Pandemic Conundrum: To Control Or To Trust? – Analysis, Eurasia Review June 27, 2020 By Yasmine Wong
The COVID-19 pandemic has blurred the boundaries between private and public life. Government efforts to discourage socially irresponsible behaviour have emboldened individuals to report, shame, and berate individuals who flout rules. This rise in mutual surveillance erodes trust in the community, and in social capital.
[…]
The Panopticon aptly describes lived reality during the pandemic, where the encouragement of mutual surveillance cultivates a panoptic social environment.
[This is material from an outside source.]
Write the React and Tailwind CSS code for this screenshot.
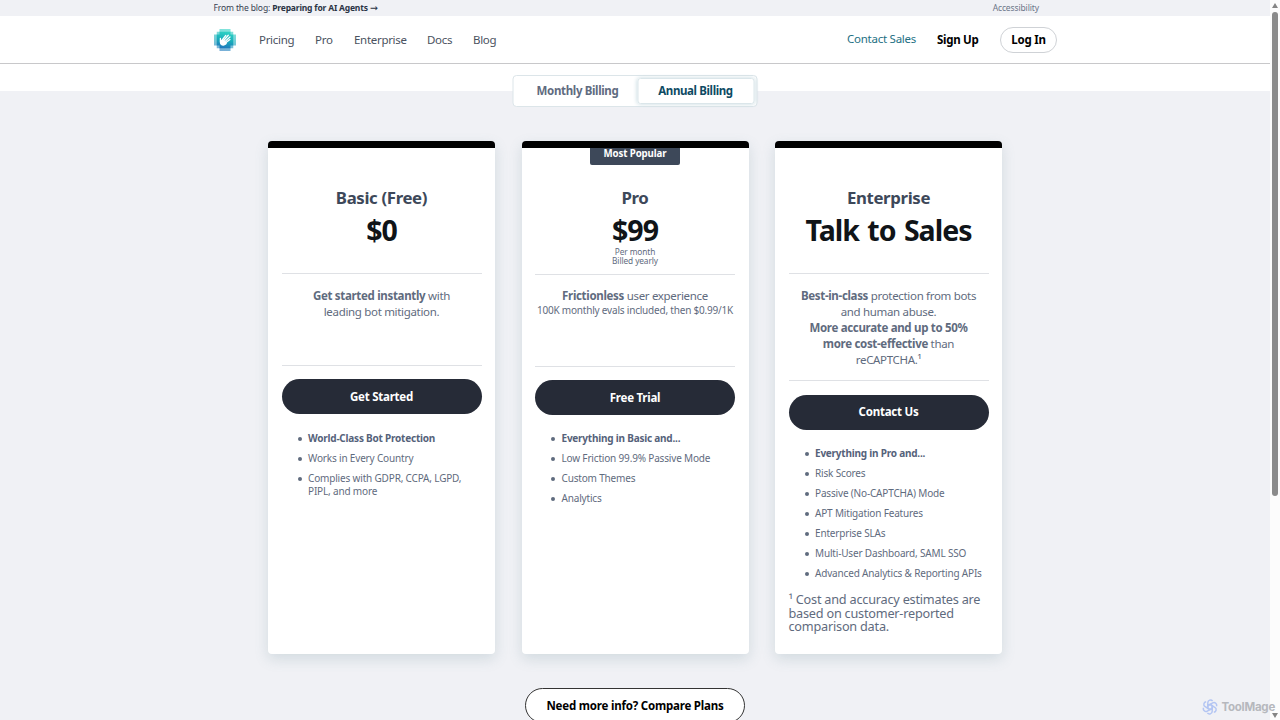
import clsx from 'clsx';

const navLinks = [
    { label: 'Pricing', className: 'w-[35px]' },
    { label: 'Pro', className: 'w-[18px]' },
    { label: 'Enterprise', className: 'w-[52px]' },
    { label: 'Docs', className: 'w-[25px]' },
    { label: 'Blog', className: 'w-[24px]' },
];

function Logo() {
    return (
        <svg className="h-[22px] w-[22px]" viewBox="0 0 22 22">
            <defs>
                <linearGradient id="logo" x1="0.6" y1="0" x2="0.4" y2="1">
                    <stop offset="0" stopColor="#2fd3c4" />
                    <stop offset="0.5" stopColor="#19aebb" />
                    <stop offset="1" stopColor="#1f78bd" />
                </linearGradient>
            </defs>
            <path
                fill="url(#logo)"
                fillOpacity="0.6"
                d="M5.5 0h11v2.75h2.75V5.5H22v11h-2.75v2.75H16.5V22h-11v-2.75H2.75V16.5H0v-11h2.75V2.75H5.5z"
            />
            <path
                fill="url(#logo)"
                d="M5.5 2.75h11V5.5h2.75v11H16.5v2.75h-11V16.5H2.75v-11H5.5z"
            />
            <path
                fill="none"
                stroke="#fff"
                strokeLinecap="round"
                strokeWidth="1.3"
                d="M8.600 10.500 11.800 6.400M10.200 11l4.100-4.700M11.600 12l4.400-4M12 13.600l4-3M6.400 12.500V9.500"
            />
            <path
                fill="#fff"
                d="M6 11.500 8.300 10.200l1.700 0.600 3 3c-.4 1.700-1.700 2.700-3.500 2.900C7.300 16.800 5.900 15.500 5.800 13.500z"
            />
        </svg>
    );
}

function Header() {
    return (
        <header>
            <div className="flex h-4 items-center justify-between bg-[#f0f1f5] pl-[213.500px] pr-[231px] text-[8.500px] leading-4 text-[#374151]">
                <p className="tracking-[-0.13px]">
                    From the blog:{' '}
                    <b className="tracking-[-0.18px] text-[#2b3444]">
                        Preparing for AI Agents{' '}
                        <span className="font-['DejaVu_Sans',sans-serif] text-[9.500px] font-normal leading-none">→</span>
                    </b>
                </p>
                <a className="text-[#6b7588] tracking-[-0.12px]">Accessibility</a>
            </div>
            <div className="flex h-12 items-center border-b border-[#c8c8ca] bg-white pl-[214px] pr-[213px] text-[11.500px]">
                <Logo />
                <nav className="ml-[23px] flex gap-[21px] whitespace-nowrap text-[#4a5260] tracking-[-0.3px]">
                    {navLinks.map((link) => (
                        <a key={link.label} className={link.className}>
                            {link.label}
                        </a>
                    ))}
                </nav>
                <div className="ml-auto flex items-center whitespace-nowrap">
                    <a className="-mt-px w-[69px] text-[#247083] tracking-[-0.25px]">Contact Sales</a>
                    <a className="ml-[21px] w-[43px] font-bold text-black tracking-[-0.3px]">Sign Up</a>
                    <a className="ml-[20px] flex h-[26px] w-[57px] items-center justify-center rounded-full border border-[#cfd2d6] font-bold text-black tracking-[-0.2px]">
                        Log In
                    </a>
                </div>
            </div>
        </header>
    );
}

function BillingToggle() {
    return (
        <div className="mx-auto flex h-8 w-[245px] -translate-x-[0.5px] rounded-[4px] border border-[#dce5e9] bg-white p-[2px] text-[11.500px] font-bold">
            <button className="flex-1 pl-[3px] text-[#5f6b80] tracking-[-0.35px]">Monthly Billing</button>
            <button className="w-[117px] rounded-[3px] border border-[#dbe6ea] text-[#0d4a63] tracking-[-0.38px] shadow-[0_0_4px_#c5d9e0]">
                Annual Billing
            </button>
        </div>
    );
}

function PlanCard({ title, price, billing, description, cta, features, note, badge }) {
    return (
        <section className="relative h-[512.500px] w-[227px] rounded-[4px] border-t-[7px] border-black bg-white px-[13.500px] shadow-[0_5px_14px_rgba(90,130,140,0.2)]">
            {badge && (
                <span className="absolute left-1/2 top-0 h-[17px] w-[90px] -translate-x-1/2 rounded-b-[2px] bg-[#3d4859] text-center text-[9.700px] font-bold leading-[12px] text-white tracking-[-0.1px]">
                    {badge}
                </span>
            )}
            <div
                className={clsx(
                    'border-b border-[#dfe1e5] pt-[38px] text-center',
                    badge ? 'h-[127px]' : 'h-[126px]'
                )}
            >
                <h2 className="text-[16.800px] font-bold leading-6 text-[#3d4859] tracking-[-0.35px]">{title}</h2>
                <p className="mt-[2px] whitespace-nowrap text-[28.500px] font-bold leading-9 text-[#101418] tracking-[-1px] [word-spacing:2px]">
                    {price}
                </p>
                {billing && (
                    <p className="-mt-[1.500px] text-[8.300px] leading-[9.300px] text-[#5f6b7e] tracking-[-0.1px]">
                        {billing[0]}
                        <br />
                        {billing[1]}
                    </p>
                )}
            </div>
            <div
                className={clsx(
                    'border-b border-[#dfe1e5] text-center text-[11.500px] leading-4 text-[#5f6b7e] tracking-[-0.32px]',
                    badge ? 'pt-[13px]' : 'pt-[14px]',
                    note ? 'h-[107px]' : 'h-[92px]'
                )}
            >
                {description}
            </div>
            <button
                className={clsx(
                    'h-[35px] w-full rounded-full bg-[#262b37] text-[11.500px] font-bold text-white tracking-[-0.25px]',
                    note ? 'mt-[13.500px]' : 'mt-[13px]'
                )}
            >
                {cta}
            </button>
            <ul
                className={clsx(
                    'space-y-[6.670px] whitespace-nowrap pl-[16px] text-[10px] leading-[13.330px] text-[#5f6b7e] tracking-[-0.17px]',
                    badge ? 'mt-[17px]' : 'mt-[17.700px]'
                )}
            >
                {features.map((feature, i) => (
                    <li key={i} className={clsx('flex gap-[6.500px]', i === 0 && 'font-bold text-[#55627a] tracking-[-0.22px]')}>
                        <span className="mt-[5px] h-[4px] w-[4px] shrink-0 rounded-full bg-[#5f6b7e]" />
                        <span>{feature}</span>
                    </li>
                ))}
            </ul>
            {note}
        </section>
    );
}

const plans = [
    {
        title: 'Basic (Free)',
        price: '$0',
        description: (
            <>
                <b>Get started instantly</b> with
                <br />
                leading bot mitigation.
            </>
        ),
        cta: 'Get Started',
        features: [
            'World-Class Bot Protection',
            'Works in Every Country',
            <>
                Complies with GDPR, CCPA, LGPD,
                <br />
                PIPL, and more
            </>,
        ],
    },
    {
        title: 'Pro',
        price: '$99',
        badge: 'Most Popular',
        billing: ['Per month', 'Billed yearly'],
        description: (
            <>
                <b>Frictionless</b> user experience
                <p className="-mt-[0.5px] whitespace-nowrap text-[10px] leading-[13px] tracking-[-0.2px]">
                    100K monthly evals included, then $0.99/1K
                </p>
            </>
        ),
        cta: 'Free Trial',
        features: [
            'Everything in Basic and...',
            'Low Friction 99.9% Passive Mode',
            'Custom Themes',
            'Analytics',
        ],
    },
    {
        title: 'Enterprise',
        price: 'Talk to Sales',
        description: (
            <>
                <b>Best-in-class</b> protection from bots
                <br />
                and human abuse.
                <br />
                <b>More accurate and up to 50%</b>
                <br />
                <b>more cost-effective</b> than
                <br />
                reCAPTCHA.¹
            </>
        ),
        cta: 'Contact Us',
        features: [
            'Everything in Pro and...',
            'Risk Scores',
            'Passive (No-CAPTCHA) Mode',
            'APT Mitigation Features',
            'Enterprise SLAs',
            'Multi-User Dashboard, SAML SSO',
            'Advanced Analytics & Reporting APIs',
        ],
        note: (
            <p className="mt-[13px] whitespace-nowrap text-[12.700px] leading-[13.330px] text-[#5f6b7e] tracking-[-0.22px]">
                ¹ Cost and accuracy estimates are
                <br />
                based on customer-reported
                <br />
                comparison data.
            </p>
        ),
    },
];

function Scrollbar() {
    return (
        <div className="flex w-[10px] shrink-0 flex-col items-center bg-[#fcfcfc]">
            <svg className="mt-[2px] h-[7px] w-[8px]" viewBox="0 0 8 7">
                <path fill="#858585" d="M4 1 7 6H1z" />
            </svg>
            <div className="mt-[3px] h-[484px] w-[6px] rounded-full bg-[#8b8b8b]" />
            <svg className="mb-[1px] mt-auto h-[7px] w-[8px]" viewBox="0 0 8 7">
                <path fill="#858585" d="M4 6 7 1H1z" />
            </svg>
        </div>
    );
}

function Watermark() {
    return (
        <div className="absolute bottom-[4px] right-[5px] flex items-center gap-[3px] text-[11.500px] font-bold leading-[18px] text-[#b6b8bd]">
            <svg
                className="h-4 w-4"
                viewBox="0 0 24 24"
                fill="none"
                stroke="#b3c5f3"
                strokeWidth="2.2"
            >
                {[0, 60, 120, 180, 240, 300].map((angle) => (
                    <path
                        key={angle}
                        transform={`rotate(${angle} 12 12)`}
                        d="M12 8.200 8.700 10V5.500a4 4 0 0 1 7.200-2.400M12 8.200l4.500 2.600"
                    />
                ))}
            </svg>
            <span className="font-['Inter',sans-serif] tracking-[-0.25px]">ToolMage</span>
        </div>
    );
}

export default function App() {
    return (
        <div className="relative flex h-[720px] w-[1280px] overflow-hidden bg-[#f0f1f5] font-['Noto_Sans',sans-serif]">
            <div className="w-[1270px] shrink-0">
                <Header />
                <div className="h-[27px] bg-white pt-[11px]">
                    <BillingToggle />
                </div>
                <main className="mt-[50px] flex justify-center gap-[26.500px]">
                    {plans.map((plan) => (
                        <PlanCard key={plan.title} {...plan} />
                    ))}
                </main>
                <button className="mx-auto mt-[34.500px] block h-[35px] w-[220px] rounded-full border border-[#333] bg-white text-[11.500px] font-bold text-black tracking-[-0.2px]">
                    Need more info? Compare Plans
                </button>
            </div>
            <Scrollbar />
            <Watermark />
        </div>
    );
}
COVID-19 may prompt suspicion and distrust; this forms part of our ‘behavioural immune system’. It consists of behavioural and psychological adaptations we undergo to reduce the likelihood of contact with the virus.
[…]
COVID-19 has provided all governments of the world with a collective opportunity to implement a new paradigm or system of subjection premised on an emerging discourse of individual safety and security. It represents a regime akin to Foucault’s notion of ‘Discipline & Punishment’, whilst simultaneously distorting the social contract. If sufficient resistance is not forthcoming in the short to medium term, individuals will be subjugated on a global scale like never before. While state surveillance is nothing new, the scale and scope of it is. Liberty is being displaced by a carefully orchestrated global centre of authority, not that dissimilar to former and existing police states. There is a clear and deliberate shift in power away from sovereign states towards an emerging centre of global control. Welcome to the new world order.